## [Prompt]
Exactly as written, write out the lines below from the first to the one containing "13C6 8.5 10", inclusive. Pictures do not belong in the copy.

## [Collected data]
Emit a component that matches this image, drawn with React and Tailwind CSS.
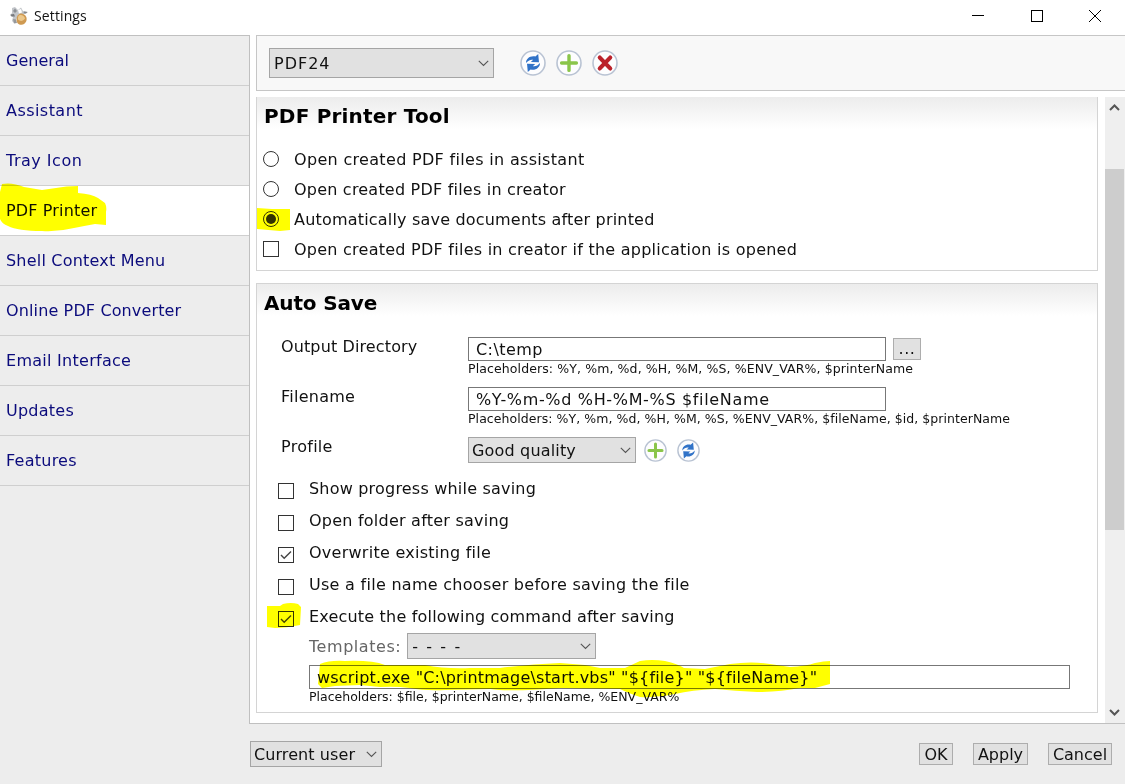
const SANS = "font-['DejaVu_Sans',sans-serif]";

function Chevron() {
  return (
    <svg width="11" height="7" viewBox="0 0 11 7" fill="none" stroke="#555" strokeWidth="1.1" className="shrink-0">
      <path d="M0.8 0.8L5.5 5.5L10.2 0.8" />
    </svg>
  );
}

function Select({ text, className, textClass = "" }) {
  return (
    <button className={`flex items-center justify-between border border-[#a5a5a5] bg-[#e1e1e1] text-left ${className}`}>
      <span className={`whitespace-nowrap ${textClass}`}>{text}</span>
      <Chevron />
    </button>
  );
}

const ARROW = "M6 13C6 8.5 10 5.4 15.4 6.4L18.2 4L19 12.2L10.8 12L13.2 9.8C10.4 9.2 8 10.6 6 13Z";

function RoundIcon({ kind, size }) {
  return (
    <svg width={size} height={size} viewBox="0 0 26 26" fill="none" className="shrink-0">
      <circle cx="13" cy="13" r="12" fill="#fdfdfe" stroke="#b9c3d3" strokeWidth="1.6" />
      {kind === "add" && <path d="M13 5.6V20.4M5.6 13H20.4" stroke="#8ac54a" strokeWidth="3.4" strokeLinecap="round" />}
      {kind === "delete" && <path d="M7.8 7.6L18.2 18.4M18.2 7.6L7.8 18.4" stroke="#bb222b" strokeWidth="4.2" strokeLinecap="round" />}
      {kind === "sync" && (
        <g fill="#3173c8">
          <path d={ARROW} />
          <path d={ARROW} transform="rotate(180 13 13)" />
        </g>
      )}
    </svg>
  );
}

function Box({ checked, className = "bg-white" }) {
  return (
    <span className={`flex h-4 w-4 shrink-0 items-center justify-center border border-[#333] ${className}`}>
      {checked && (
        <svg width="12" height="10" viewBox="0 0 12 10" fill="none" stroke="#444" strokeWidth="1.4">
          <path d="M1 5L4.2 8.3L11 1.4" />
        </svg>
      )}
    </span>
  );
}

function Radio({ checked }) {
  return (
    <span className="flex h-4 w-4 shrink-0 items-center justify-center rounded-full border border-[#333] bg-white">
      {checked && <span className="h-2.5 w-2.5 rounded-full bg-[#333]" />}
    </span>
  );
}

const nav = [
  { text: "General", track: "" },
  { text: "Assistant", track: "tracking-[0.45px]" },
  { text: "Tray Icon", track: "tracking-[0.5px]" },
  { text: "PDF Printer", track: "tracking-[0.15px]" },
  { text: "Shell Context Menu", track: "tracking-[0.2px]" },
  { text: "Online PDF Converter", track: "tracking-[0.13px]" },
  { text: "Email Interface", track: "tracking-[0.27px]" },
  { text: "Updates", track: "tracking-[0.25px]" },
  { text: "Features", track: "tracking-[0.25px]" },
];

const printerOptions = [
  { text: "Open created PDF files in assistant", radio: true, track: "tracking-[0.32px]" },
  { text: "Open created PDF files in creator", radio: true, track: "tracking-[0.21px]" },
  { text: "Automatically save documents after printed", radio: true, checked: true, track: "tracking-[0.19px]" },
  { text: "Open created PDF files in creator if the application is opened", track: "tracking-[0.25px]" },
];

const saveOptions = [
  { text: "Show progress while saving", track: "tracking-[0.2px]" },
  { text: "Open folder after saving", track: "tracking-[0.23px]" },
  { text: "Overwrite existing file", checked: true, track: "tracking-[0.26px]" },
  { text: "Use a file name chooser before saving the file", track: "tracking-[0.28px]" },
  { text: "Execute the following command after saving", checked: true, track: "tracking-[0.19px]" },
];

function Logo() {
  return (
    <svg width="20" height="20" viewBox="0 0 20 20" className="shrink-0">
      <path d="M3 2L6 1L9 4L12 1.5L14 5L19 6L16 8L10 8L8 12L5 17L3 15L4 11L1 9.5L3 7Z" fill="#c3c6ca" />
      <path d="M6 2.5L8 5L6 7L4 5Z" fill="#8b8f94" />
      <path d="M1.5 8.5L5 8L6 10.5L2.5 10.5Z" fill="#77797d" />
      <path d="M9 4L12 3L13 6.5L10 7.5Z" fill="#ffffff" />
      <path d="M15 5.5L18.5 6L17 7.5L14.5 7.2Z" fill="#85888c" />
      <path d="M4 13L7 13.5L8 17L5 17.5Z" fill="#96989b" />
      <path d="M9.5 8.5C12 6.5 16 8 17.3 11C18.5 14.5 16.5 18.5 12.5 18.8C9 19 7.2 16 7.6 13C7.8 11 8.3 9.5 9.5 8.5Z" fill="#cf9a52" />
      <path d="M10 9.5C12.5 8.2 15.5 10 16 12.5C14 15.5 11 15.5 9 13.5C8.8 12 9 10.5 10 9.5Z" fill="#ecc88c" />
    </svg>
  );
}

function Marker() {
  return (
    <svg width="1125" height="784" fill="#ffff00" className="pointer-events-none absolute inset-0 mix-blend-multiply">
      <path d="M2 184Q12 182 24 187L42 190L56 188Q66 186 78 186V193Q92 194 98 198L105 203Q107 207 106 212V225L95 224Q84 226 74 228Q58 232 42 231Q18 231 8 226Q2 224 0 219V192Z" />
      <path d="M257 208L272 209L290 209V230L280 231L257 229Z" />
      <path d="M267 606H280L283 604Q291 602 298 604L301 607L300 625Q286 628 275 628L267 627Z" />
      <path d="M318 684L320 664Q330 660 345 661Q372 660 385 665H425Q445 669 470 668H500Q530 664 560 663L585 665L600 668H625L640 661Q652 659 665 661Q678 664 684 668L705 669L730 664Q752 661 770 664L790 667Q806 666 815 663Q824 661 830 661V684L815 688H800Q780 692 757 692Q735 691 715 689Q692 690 675 694Q658 698 640 697Q628 693 620 689L560 688Q510 692 490 689L445 690Q425 691 410 688Q395 686 380 687L360 685L335 686L322 688Z" />
    </svg>
  );
}

export default function App() {
  return (
    <div className={`relative flex h-[784px] w-[1125px] flex-col overflow-hidden bg-white text-[16px] leading-5 text-[#111] ${SANS}`}>
      <header className="flex h-[35px] shrink-0 items-center justify-between bg-white pb-[3px] pl-[9px] pr-6">
        <div className="flex items-center gap-[5px]">
          <Logo />
          <span className="font-['Open_Sans',sans-serif] text-[14px] tracking-[0.12px]">Settings</span>
        </div>
        <div className="flex items-center gap-[46.5px]">
          <svg width="12" height="12"><path d="M0 5.5H12" stroke="#000" /></svg>
          <svg width="12" height="12"><rect x="0.5" y="0.5" width="11" height="11" fill="none" stroke="#000" /></svg>
          <svg width="12" height="12"><path d="M0 0L12 12M12 0L0 12" stroke="#000" /></svg>
        </div>
      </header>

      <div className="flex h-[689px] shrink-0">
        <nav className="w-[250px] shrink-0 border-r border-t border-[#c0c0c0] bg-[#ededed]">
          {nav.map((n) => (
            <div key={n.text} className={`flex h-[50px] items-center border-b border-[#cfcfcf] pl-[6px] ${n.track} ${n.text === "PDF Printer" ? "bg-white text-[#111]" : "text-[#0b0b7c]"}`}>
              {n.text}
            </div>
          ))}
        </nav>

        <main className="flex min-w-0 flex-1 flex-col border-b border-[#c0c0c0] pl-[6px]">
          <div className="flex h-[56px] shrink-0 items-center border-y border-l border-[#c6c6c6] bg-[#f8f8f8] pl-3">
            <Select text="PDF24" className="h-[30px] w-[225px] pl-1 pr-1" textClass="pt-0.5 tracking-[1px]" />
            <div className="ml-[26px] flex gap-[10px]">
              <RoundIcon kind="sync" size={26} />
              <RoundIcon kind="add" size={26} />
              <RoundIcon kind="delete" size={26} />
            </div>
          </div>

          <div className="mt-[6px] flex min-h-0 flex-1">
            <div className="w-[842px] shrink-0">
              <section className="h-[174px] border-x border-b border-[#d4d4d4] bg-linear-to-b from-[#ececec] to-white to-[32px]">
                <h2 className="pl-[7px] pt-[9px] text-[20px] font-bold leading-5 tracking-[0.19px] text-black">PDF Printer Tool</h2>
                <div className="mt-[18px] flex flex-col pl-[6px]">
                  {printerOptions.map((o) => (
                    <label key={o.text} className="flex h-[30px] items-center gap-[15px] whitespace-nowrap">
                      {o.radio ? <Radio checked={o.checked} /> : <Box />}
                      <span className={`pt-0.5 ${o.track}`}>{o.text}</span>
                    </label>
                  ))}
                </div>
              </section>

              <section className="mt-3 h-[430px] border border-[#d4d4d4] bg-linear-to-b from-[#ececec] to-white to-[32px]">
                <h2 className="pl-[7px] pt-[9px] text-[20px] font-bold leading-5 tracking-[-0.15px] text-black">Auto Save</h2>

                <div className="mt-[24px] flex h-[50px] pl-[24px]">
                  <span className="w-[187px] shrink-0 tracking-[0.12px]">Output Directory</span>
                  <div>
                    <div className="flex items-center gap-[7px]">
                      <div className="flex h-6 w-[418px] items-center border border-[#777] bg-white pl-[7px] pt-px tracking-[0.45px]">C:\temp</div>
                      <button className="h-[22px] w-[28px] border border-[#adadad] bg-[#e1e1e1] leading-5 tracking-[0.6px]">...</button>
                    </div>
                    <div className="whitespace-nowrap text-[12.5px] leading-4 tracking-[0.11px]">Placeholders: %Y, %m, %d, %H, %M, %S, %ENV_VAR%, $printerName</div>
                  </div>
                </div>
                <div className="flex h-[50px] pl-[24px]">
                  <span className="w-[187px] shrink-0 tracking-[0.25px]">Filename</span>
                  <div>
                    <div className="flex h-6 w-[418px] items-center border border-[#777] bg-white pl-[7px] pt-px tracking-[0.66px]">%Y-%m-%d %H-%M-%S $fileName</div>
                    <div className="whitespace-nowrap text-[12.5px] leading-4 tracking-[0.06px]">Placeholders: %Y, %m, %d, %H, %M, %S, %ENV_VAR%, $fileName, $id, $printerName</div>
                  </div>
                </div>
                <div className="flex h-[36px] pl-[24px]">
                  <span className="w-[187px] shrink-0 tracking-[0.28px]">Profile</span>
                  <div className="flex h-[26px] items-center">
                    <Select text="Good quality" className="h-[26px] w-[168px] pl-[3px] pr-1" textClass="pt-0.5 tracking-[0.17px]" />
                    <div className="ml-2 flex gap-[10px]">
                      <RoundIcon kind="add" size={23} />
                      <RoundIcon kind="sync" size={23} />
                    </div>
                  </div>
                </div>

                <div className="flex flex-col pl-[21px] pt-[6px]">
                  {saveOptions.map((o) => (
                    <label key={o.text} className="flex h-8 gap-[15px] whitespace-nowrap">
                      <span className="pt-1"><Box checked={o.checked} /></span>
                      <span className={o.track}>{o.text}</span>
                    </label>
                  ))}
                </div>
                <div className="-mt-[6px] flex items-center gap-[6px] pl-[52px] text-[#666]">
                  <span className="pt-0.5 tracking-[0.55px]">Templates:</span>
                  <Select text="- - - -" className="h-[26px] w-[189px] pl-[4px] pr-1 text-[#111]" textClass="pt-0.5 tracking-[1.6px]" />
                </div>
                <div className="pl-[52px] pt-[6px]">
                  <div className="flex h-6 w-[761px] items-center border border-[#777] bg-white pl-[7px] pt-px tracking-[0.2px]">{'wscript.exe "C:\\printmage\\start.vbs" "${file}" "${fileName}"'}</div>
                  <div className="whitespace-nowrap text-[12.5px] leading-4">Placeholders: $file, $printerName, $fileName, %ENV_VAR%</div>
                </div>
              </section>
            </div>

            <div className="ml-[7px] flex flex-1 flex-col bg-[#efefef]">
              <svg width="20" height="20" fill="none" stroke="#555" strokeWidth="2" className="shrink-0"><path d="M5 13L9.5 8.5L14 13" /></svg>
              <div className="mt-[52px] h-[361px] w-[19px] bg-[#cdcdcd]" />
              <svg width="20" height="20" fill="none" stroke="#555" strokeWidth="2" className="mt-auto shrink-0"><path d="M5 7L9.5 11.5L14 7" /></svg>
            </div>
          </div>
        </main>
      </div>

      <footer className="flex flex-1 items-center justify-between bg-[#ededed] pl-[250px] pr-[13px]">
        <Select text="Current user" className="h-[26px] w-[132px] pl-[3px] pr-1" textClass="pt-0.5 tracking-[0.08px]" />
        <div className="flex">
          <button className="flex h-[22px] w-[34px] items-center justify-center border border-[#adadad] bg-[#e1e1e1] pt-px">OK</button>
          <button className="ml-5 flex h-[22px] w-[55px] items-center justify-center border border-[#adadad] bg-[#e1e1e1] pt-px">Apply</button>
          <button className="ml-5 flex h-[22px] w-[64px] items-center justify-center border border-[#adadad] bg-[#e1e1e1] pt-px">Cancel</button>
        </div>
      </footer>

      <Marker />
    </div>
  );
}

## [Result of this exercise]
Emit a component that matches this image, drawn with React and Tailwind CSS.
const SANS = "font-['DejaVu_Sans',sans-serif]";

function Chevron() {
  return (
    <svg width="11" height="7" viewBox="0 0 11 7" fill="none" stroke="#555" strokeWidth="1.1" className="shrink-0">
      <path d="M0.8 0.8L5.5 5.5L10.2 0.8" />
    </svg>
  );
}

function Select({ text, className, textClass = "" }) {
  return (
    <button className={`flex items-center justify-between border border-[#a5a5a5] bg-[#e1e1e1] text-left ${className}`}>
      <span className={`whitespace-nowrap ${textClass}`}>{text}</span>
      <Chevron />
    </button>
  );
}

const ARROW = "M6 13C6 8.5 10 5.4 15.4 6.4L18.2 4L19 12.2L10.8 12L13.2 9.8C10.4 9.2 8 10.6 6 13Z";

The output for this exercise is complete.